● **SUPPLIED INFORMATION**
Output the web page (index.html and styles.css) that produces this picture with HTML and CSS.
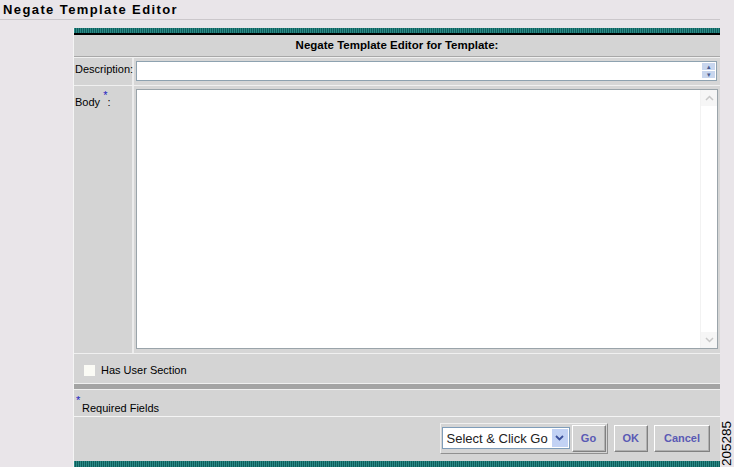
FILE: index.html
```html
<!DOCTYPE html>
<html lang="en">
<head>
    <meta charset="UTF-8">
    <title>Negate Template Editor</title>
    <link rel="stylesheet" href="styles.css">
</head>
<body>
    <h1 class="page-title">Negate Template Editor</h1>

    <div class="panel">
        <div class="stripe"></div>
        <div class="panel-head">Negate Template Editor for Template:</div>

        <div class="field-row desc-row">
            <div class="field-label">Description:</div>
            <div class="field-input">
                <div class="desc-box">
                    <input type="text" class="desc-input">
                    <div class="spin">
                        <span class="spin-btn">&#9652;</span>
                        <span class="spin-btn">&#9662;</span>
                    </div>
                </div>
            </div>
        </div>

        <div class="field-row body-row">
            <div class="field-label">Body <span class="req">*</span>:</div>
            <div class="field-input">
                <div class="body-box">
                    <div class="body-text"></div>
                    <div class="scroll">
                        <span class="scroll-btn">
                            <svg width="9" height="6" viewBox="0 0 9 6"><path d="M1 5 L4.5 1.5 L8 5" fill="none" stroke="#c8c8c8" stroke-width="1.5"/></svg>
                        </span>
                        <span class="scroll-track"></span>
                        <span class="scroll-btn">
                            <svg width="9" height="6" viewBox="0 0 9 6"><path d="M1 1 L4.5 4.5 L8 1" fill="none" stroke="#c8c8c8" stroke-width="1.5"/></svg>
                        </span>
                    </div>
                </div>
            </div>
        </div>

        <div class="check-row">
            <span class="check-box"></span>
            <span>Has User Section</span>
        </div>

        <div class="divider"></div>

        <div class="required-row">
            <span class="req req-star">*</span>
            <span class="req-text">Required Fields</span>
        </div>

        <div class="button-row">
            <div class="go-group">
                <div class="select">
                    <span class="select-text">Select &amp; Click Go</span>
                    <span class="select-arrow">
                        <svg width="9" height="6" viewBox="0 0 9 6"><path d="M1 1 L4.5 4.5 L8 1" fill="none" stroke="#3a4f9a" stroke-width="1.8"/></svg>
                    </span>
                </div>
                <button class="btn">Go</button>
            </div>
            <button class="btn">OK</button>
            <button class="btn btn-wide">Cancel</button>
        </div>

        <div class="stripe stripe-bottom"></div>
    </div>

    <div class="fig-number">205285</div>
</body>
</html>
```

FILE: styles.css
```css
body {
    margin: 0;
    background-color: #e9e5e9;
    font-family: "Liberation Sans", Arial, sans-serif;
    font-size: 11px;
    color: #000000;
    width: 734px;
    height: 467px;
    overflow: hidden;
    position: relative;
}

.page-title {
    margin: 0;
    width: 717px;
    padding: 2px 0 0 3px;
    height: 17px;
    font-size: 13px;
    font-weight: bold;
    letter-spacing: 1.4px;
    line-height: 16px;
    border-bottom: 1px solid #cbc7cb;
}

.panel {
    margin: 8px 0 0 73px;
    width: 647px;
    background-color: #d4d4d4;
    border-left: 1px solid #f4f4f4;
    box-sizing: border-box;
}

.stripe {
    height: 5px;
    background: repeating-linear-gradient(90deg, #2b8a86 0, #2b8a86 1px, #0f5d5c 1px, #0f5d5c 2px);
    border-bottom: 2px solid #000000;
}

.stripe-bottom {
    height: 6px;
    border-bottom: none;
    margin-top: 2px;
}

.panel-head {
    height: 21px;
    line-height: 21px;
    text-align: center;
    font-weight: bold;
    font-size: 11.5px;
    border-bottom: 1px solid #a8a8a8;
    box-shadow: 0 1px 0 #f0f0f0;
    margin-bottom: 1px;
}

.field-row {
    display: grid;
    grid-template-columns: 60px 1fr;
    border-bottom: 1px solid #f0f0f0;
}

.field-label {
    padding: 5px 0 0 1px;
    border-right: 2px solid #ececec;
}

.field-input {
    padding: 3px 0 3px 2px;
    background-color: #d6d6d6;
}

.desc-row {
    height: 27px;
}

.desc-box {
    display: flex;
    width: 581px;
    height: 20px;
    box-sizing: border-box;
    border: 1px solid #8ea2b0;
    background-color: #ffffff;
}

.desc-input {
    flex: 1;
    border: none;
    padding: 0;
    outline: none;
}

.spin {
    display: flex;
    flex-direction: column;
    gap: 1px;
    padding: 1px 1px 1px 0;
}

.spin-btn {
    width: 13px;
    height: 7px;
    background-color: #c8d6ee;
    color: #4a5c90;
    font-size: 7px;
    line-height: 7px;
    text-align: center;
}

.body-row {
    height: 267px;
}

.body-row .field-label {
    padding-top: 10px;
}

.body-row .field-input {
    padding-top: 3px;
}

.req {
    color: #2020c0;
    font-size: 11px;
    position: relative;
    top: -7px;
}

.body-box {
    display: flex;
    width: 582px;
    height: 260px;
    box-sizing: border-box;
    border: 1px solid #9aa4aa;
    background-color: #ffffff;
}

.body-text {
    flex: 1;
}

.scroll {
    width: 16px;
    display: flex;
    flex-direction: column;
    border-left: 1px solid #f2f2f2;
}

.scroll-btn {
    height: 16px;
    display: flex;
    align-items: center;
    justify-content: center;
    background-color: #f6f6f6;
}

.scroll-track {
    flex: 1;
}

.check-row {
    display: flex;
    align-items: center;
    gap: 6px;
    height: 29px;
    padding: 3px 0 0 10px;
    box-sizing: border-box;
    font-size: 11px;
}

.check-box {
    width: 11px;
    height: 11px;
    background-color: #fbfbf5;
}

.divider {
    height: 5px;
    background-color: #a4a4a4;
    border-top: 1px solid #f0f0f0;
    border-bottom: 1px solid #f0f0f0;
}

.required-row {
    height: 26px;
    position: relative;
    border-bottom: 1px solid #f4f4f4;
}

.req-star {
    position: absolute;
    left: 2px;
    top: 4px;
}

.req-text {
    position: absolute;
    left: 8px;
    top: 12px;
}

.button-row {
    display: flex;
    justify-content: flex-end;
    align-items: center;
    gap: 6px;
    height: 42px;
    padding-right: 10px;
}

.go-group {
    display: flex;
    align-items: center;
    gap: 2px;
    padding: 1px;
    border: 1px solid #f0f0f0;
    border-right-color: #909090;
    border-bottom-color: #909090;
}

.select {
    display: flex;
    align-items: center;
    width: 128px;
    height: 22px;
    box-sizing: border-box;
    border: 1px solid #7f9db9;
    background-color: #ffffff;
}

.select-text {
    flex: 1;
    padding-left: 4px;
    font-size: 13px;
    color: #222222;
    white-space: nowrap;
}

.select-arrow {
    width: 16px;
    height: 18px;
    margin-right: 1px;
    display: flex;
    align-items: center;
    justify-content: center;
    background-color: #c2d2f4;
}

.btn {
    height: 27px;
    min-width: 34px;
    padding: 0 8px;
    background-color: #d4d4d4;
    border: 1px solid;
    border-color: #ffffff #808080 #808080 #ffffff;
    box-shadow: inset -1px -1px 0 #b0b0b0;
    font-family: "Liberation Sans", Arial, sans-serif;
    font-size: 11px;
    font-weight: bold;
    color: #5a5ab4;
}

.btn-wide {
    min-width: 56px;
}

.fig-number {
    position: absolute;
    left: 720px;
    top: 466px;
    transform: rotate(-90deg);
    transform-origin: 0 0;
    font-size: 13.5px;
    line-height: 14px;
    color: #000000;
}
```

● **PROBLEM REQUIREMENTS**
Reproduce the listing word for word and omit its pictures.

● **TASK SOLUTION**
Output the web page (index.html and styles.css) that produces this picture with HTML and CSS.
FILE: index.html
```html
<!DOCTYPE html>
<html lang="en">
<head>
    <meta charset="UTF-8">
    <title>Negate Template Editor</title>
    <link rel="stylesheet" href="styles.css">
</head>
<body>
    <h1 class="page-title">Negate Template Editor</h1>

    <div class="panel">
        <div class="stripe"></div>
        <div class="panel-head">Negate Template Editor for Template:</div>

        <div class="field-row desc-row">
            <div class="field-label">Description:</div>
            <div class="field-input">
                <div class="desc-box">
                    <input type="text" class="desc-input">
                    <div class="spin">
                        <span class="spin-btn">&#9652;</span>
                        <span class="spin-btn">&#9662;</span>
                    </div>
                </div>
            </div>
        </div>

        <div class="field-row body-row">
            <div class="field-label">Body <span class="req">*</span>:</div>
            <div class="field-input">
                <div class="body-box">
                    <div class="body-text"></div>
                    <div class="scroll">
                        <span class="scroll-btn">
                            <svg width="9" height="6" viewBox="0 0 9 6"><path d="M1 5 L4.5 1.5 L8 5" fill="none" stroke="#c8c8c8" stroke-width="1.5"/></svg>
                        </span>
                        <span class="scroll-track"></span>
                        <span class="scroll-btn">
                            <svg width="9" height="6" viewBox="0 0 9 6"><path d="M1 1 L4.5 4.5 L8 1" fill="none" stroke="#c8c8c8" stroke-width="1.5"/></svg>
                        </span>
                    </div>
                </div>
            </div>
        </div>

        <div class="check-row">
            <span class="check-box"></span>
            <span>Has User Section</span>
        </div>

        <div class="divider"></div>

        <div class="required-row">
            <span class="req req-star">*</span>
            <span class="req-text">Required Fields</span>
        </div>

        <div class="button-row">
            <div class="go-group">
                <div class="select">
                    <span class="select-text">Select &amp; Click Go</span>
                    <span class="select-arrow">
                        <svg width="9" height="6" viewBox="0 0 9 6"><path d="M1 1 L4.5 4.5 L8 1" fill="none" stroke="#3a4f9a" stroke-width="1.8"/></svg>
                    </span>
                </div>
                <button class="btn">Go</button>
            </div>
            <button class="btn">OK</button>
            <button class="btn btn-wide">Cancel</button>
        </div>

        <div class="stripe stripe-bottom"></div>
    </div>

    <div class="fig-number">205285</div>
</body>
</html>
```

FILE: styles.css
```css
body {
    margin: 0;
    background-color: #e9e5e9;
    font-family: "Liberation Sans", Arial, sans-serif;
    font-size: 11px;
    color: #000000;
    width: 734px;
    height: 467px;
    overflow: hidden;
    position: relative;
}

.page-title {
    margin: 0;
    width: 717px;
    padding: 2px 0 0 3px;
    height: 17px;
    font-size: 13px;
    font-weight: bold;
    letter-spacing: 1.4px;
    line-height: 16px;
    border-bottom: 1px solid #cbc7cb;
}

.panel {
    margin: 8px 0 0 73px;
    width: 647px;
    background-color: #d4d4d4;
    border-left: 1px solid #f4f4f4;
    box-sizing: border-box;
}

.stripe {
    height: 5px;
    background: repeating-linear-gradient(90deg, #2b8a86 0, #2b8a86 1px, #0f5d5c 1px, #0f5d5c 2px);
    border-bottom: 2px solid #000000;
}

.stripe-bottom {
    height: 6px;
    border-bottom: none;
    margin-top: 2px;
}

.panel-head {
    height: 21px;
    line-height: 21px;
    text-align: center;
    font-weight: bold;
    font-size: 11.5px;
    border-bottom: 1px solid #a8a8a8;
    box-shadow: 0 1px 0 #f0f0f0;
    margin-bottom: 1px;
}

.field-row {
    display: grid;
    grid-template-columns: 60px 1fr;
    border-bottom: 1px solid #f0f0f0;
}

.field-label {
    padding: 5px 0 0 1px;
    border-right: 2px solid #ececec;
}

.field-input {
    padding: 3px 0 3px 2px;
    background-color: #d6d6d6;
}

.desc-row {
    height: 27px;
}

.desc-box {
    display: flex;
    width: 581px;
    height: 20px;
    box-sizing: border-box;
    border: 1px solid #8ea2b0;
    background-color: #ffffff;
}

.desc-input {
    flex: 1;
    border: none;
    padding: 0;
    outline: none;
}

.spin {
    display: flex;
    flex-direction: column;
    gap: 1px;
    padding: 1px 1px 1px 0;
}

.spin-btn {
    width: 13px;
    height: 7px;
    background-color: #c8d6ee;
    color: #4a5c90;
    font-size: 7px;
    line-height: 7px;
    text-align: center;
}

.body-row {
    height: 267px;
}

.body-row .field-label {
    padding-top: 10px;
}

.body-row .field-input {
    padding-top: 3px;
}

.req {
    color: #2020c0;
    font-size: 11px;
    position: relative;
    top: -7px;
}

.body-box {
    display: flex;
    width: 582px;
    height: 260px;
    box-sizing: border-box;
    border: 1px solid #9aa4aa;
    background-color: #ffffff;
}

.body-text {
    flex: 1;
}

.scroll {
    width: 16px;
    display: flex;
    flex-direction: column;
    border-left: 1px solid #f2f2f2;
}

.scroll-btn {
    height: 16px;
    display: flex;
    align-items: center;
    justify-content: center;
    background-color: #f6f6f6;
}

.scroll-track {
    flex: 1;
}

.check-row {
    display: flex;
    align-items: center;
    gap: 6px;
    height: 29px;
    padding: 3px 0 0 10px;
    box-sizing: border-box;
    font-size: 11px;
}

.check-box {
    width: 11px;
    height: 11px;
    background-color: #fbfbf5;
}

.divider {
    height: 5px;
    background-color: #a4a4a4;
    border-top: 1px solid #f0f0f0;
    border-bottom: 1px solid #f0f0f0;
}

.required-row {
    height: 26px;
    position: relative;
    border-bottom: 1px solid #f4f4f4;
}

.req-star {
    position: absolute;
    left: 2px;
    top: 4px;
}

.req-text {
    position: absolute;
    left: 8px;
    top: 12px;
}

.button-row {
    display: flex;
    justify-content: flex-end;
    align-items: center;
    gap: 6px;
    height: 42px;
    padding-right: 10px;
}

.go-group {
    display: flex;
    align-items: center;
    gap: 2px;
    padding: 1px;
    border: 1px solid #f0f0f0;
    border-right-color: #909090;
    border-bottom-color: #909090;
}

.select {
    display: flex;
    align-items: center;
    width: 128px;
    height: 22px;
    box-sizing: border-box;
    border: 1px solid #7f9db9;
    background-color: #ffffff;
}

.select-text {
    flex: 1;
    padding-left: 4px;
    font-size: 13px;
    color: #222222;
    white-space: nowrap;
}

.select-arrow {
    width: 16px;
    height: 18px;
    margin-right: 1px;
    display: flex;
    align-items: center;
    justify-content: center;
    background-color: #c2d2f4;
}

.btn {
    height: 27px;
    min-width: 34px;
    padding: 0 8px;
    background-color: #d4d4d4;
    border: 1px solid;
    border-color: #ffffff #808080 #808080 #ffffff;
    box-shadow: inset -1px -1px 0 #b0b0b0;
    font-family: "Liberation Sans", Arial, sans-serif;
    font-size: 11px;
    font-weight: bold;
    color: #5a5ab4;
}

.btn-wide {
    min-width: 56px;
}

.fig-number {
    position: absolute;
    left: 720px;
    top: 466px;
    transform: rotate(-90deg);
    transform-origin: 0 0;
    font-size: 13.5px;
    line-height: 14px;
    color: #000000;
}
```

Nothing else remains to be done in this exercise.